Monday, June 1, 2009

Wrongfully accused?

Mark Richardson at Oz Conservative has a very interesting post about the recent attacks on Indian students in Melbourne.

Both internationally and at home, these attacks have been used as evidence of allegedly widespread European Australian racism, especially by the Australian mainstream media which loves to run stories about how evil and racist white Australians are.

Yet in the CCTV footage that Richardson posts of one particular attack, the attackers appear to be of non-European origin.

Richardson asks:

So what is going on here? Why would white Australians and white society be condemned for something they appear to have had no part in?

The answer, I believe, is quite simple: when it comes to allegations of racism, whites are always quilty until proven innocent. Moreover, it is only ever people of European descent who can be guilty of racism - non-European peoples are completely incapable of such a thing.

These are the rules that our modern, liberal, multicultural society seems to live by.

Stuart Macintyre: Anglophobe

Stuart Macintyre is a historian and former communist known for being one of the prime protagonists in the so-called "History Wars" here in Australia. He is also the chap that Kevin Rudd has decided should help write our national history curriculum for schools from the first year of school through to Year 12.

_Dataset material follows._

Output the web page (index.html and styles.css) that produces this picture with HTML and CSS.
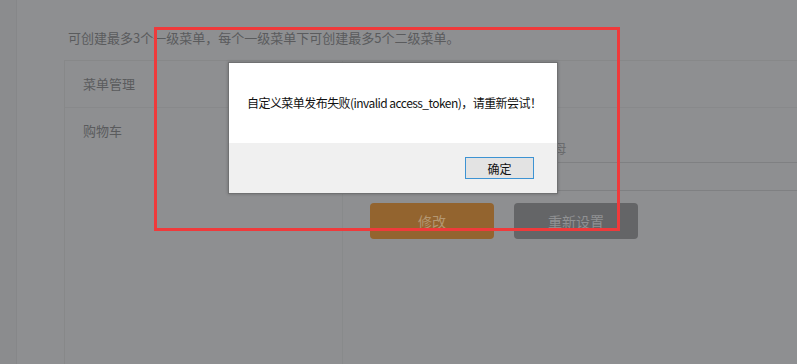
FILE: index.html
```html
<!DOCTYPE html>
<html lang="zh-CN">

<head>
    <meta charset="UTF-8">
    <meta name="viewport" content="width=device-width, initial-scale=1.0">
    <title>自定义菜单</title>
    <link rel="stylesheet" href="styles.css">
</head>

<body>
    <div class="page">
        <div class="side"></div>

        <div class="main">
            <p class="tip">可创建最多3个一级菜单，每个一级菜单下可创建最多5个二级菜单。</p>

            <div class="panel">
                <div class="menu-list">
                    <div class="menu-item">菜单管理</div>
                    <div class="menu-item">购物车</div>
                </div>

                <div class="editor">
                    <div class="editor-head"></div>
                    <div class="editor-body">
                        <p class="hint">菜单名称：最多4个汉字或8个字母</p>
                        <div class="field"></div>
                        <div class="actions">
                            <button class="btn btn-save">修改</button>
                            <button class="btn btn-reset">重新设置</button>
                        </div>
                    </div>
                </div>
            </div>
        </div>
    </div>

    <!-- alert box -->
    <div class="dialog">
        <div class="dialog-body">
            <p class="dialog-msg">自定义菜单发布失败(invalid access_token)，请重新尝试！</p>
        </div>
        <div class="dialog-foot">
            <button class="ok-btn">确定</button>
        </div>
    </div>

    <!-- annotation -->
    <div class="mark"></div>
</body>

</html>
```

FILE: styles.css
```css
body {
    margin: 0;
    width: 797px;
    height: 364px;
    overflow: hidden;
    background-color: #8e8f91;
    font-family: "Noto Sans CJK SC", "Open Sans", sans-serif;
    color: #5a5b5d;
}

.page {
    display: flex;
    height: 364px;
}

.side {
    width: 16px;
    flex-shrink: 0;
    background-color: #8b8c8e;
    border-right: 1px solid #868789;
}

.main {
    flex: 1;
    min-width: 0;
    overflow: hidden;
    padding-left: 47px;
}

.tip {
    margin: 0;
    padding: 29px 0 0 4px;
    height: 60px;
    box-sizing: border-box;
    font-size: 13px;
    line-height: 18px;
    white-space: nowrap;
}

.panel {
    display: flex;
    height: 304px;
    border-top: 1px solid #878889;
    border-left: 1px solid #878889;
}

.menu-list {
    width: 277px;
    flex-shrink: 0;
    border-right: 1px solid #888a8b;
}

.menu-item {
    height: 46px;
    padding-left: 18px;
    font-size: 13px;
    line-height: 46px;
    border-bottom: 1px solid #88898b;
}

.menu-item + .menu-item {
    border-bottom: none;
}

.editor {
    flex: 1;
}

.editor-head {
    height: 46px;
    border-bottom: 1px solid #88898b;
}

.editor-body {
    padding-left: 27px;
}

.hint {
    margin: 0;
    padding-top: 32px;
    font-size: 13px;
    line-height: 16px;
    color: #6a6b6d;
    white-space: nowrap;
}

.field {
    height: 27px;
    margin-top: 6px;
    border: 1px solid #7f8082;
    border-right: none;
}

.actions {
    display: flex;
    gap: 20px;
    margin-top: 12px;
}

.btn {
    width: 124px;
    height: 36px;
    border: none;
    border-radius: 4px;
    font-family: inherit;
    font-size: 14px;
}

.btn-save {
    background-color: #93642f;
    color: #b39772;
}

.btn-reset {
    background-color: #646567;
    color: #909193;
}

.dialog {
    position: absolute;
    left: 228px;
    top: 62px;
    width: 328px;
    border: 1px solid #707172;
    box-shadow: 0 0 3px rgba(0, 0, 0, 0.25);
}

.dialog-body {
    display: flex;
    align-items: center;
    height: 80px;
    padding-left: 18px;
    background-color: #fff;
}

.dialog-msg {
    margin: 0;
    color: #111;
    font-size: 12px;
    line-height: 16px;
    letter-spacing: -0.55px;
    white-space: nowrap;
}

.dialog-foot {
    display: flex;
    justify-content: flex-end;
    height: 50px;
    padding: 14px 23px 0 0;
    box-sizing: border-box;
    background-color: #f0f0f0;
}

.ok-btn {
    width: 69px;
    height: 22px;
    padding: 0;
    border: 1px solid #3d93d3;
    background-color: #e3e3e3;
    color: #111;
    font-family: inherit;
    font-size: 12px;
}

.mark {
    position: absolute;
    left: 154px;
    top: 27px;
    width: 460px;
    height: 198px;
    border: 3px solid #ef3a3b;
}
```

Unsurprisingly, Macintyre is one of those leftists who views Australian history since British settlement as little more than an appalling legacy of racism and genocide. Indeed, he is one of the leading proponents of this view. In his opinion, the sooner evil Anglo-Australia is relegated to the dustbin of history, the better. As this article points out:

Macintyre also harbours a deep distaste for this country’s British heritage. In the concluding chapter of A Concise History of Australia (1999), he is comforted by the prediction that, just as the Romans were displaced in Britain, Aborigines and Asians will eventually supplant the colonisers of British descent in Australia. Just as the only remnant of the Roman empire in Britain is “a thin slice of the island’s multi-layered past”, so too will the British colonisation be overlaid by the culture and practices of other peoples.

Personally, I'd like to know how someone with such strong biases was ever deemed the best choice to write the national history curriculum for a people and nation he so obviously loathes.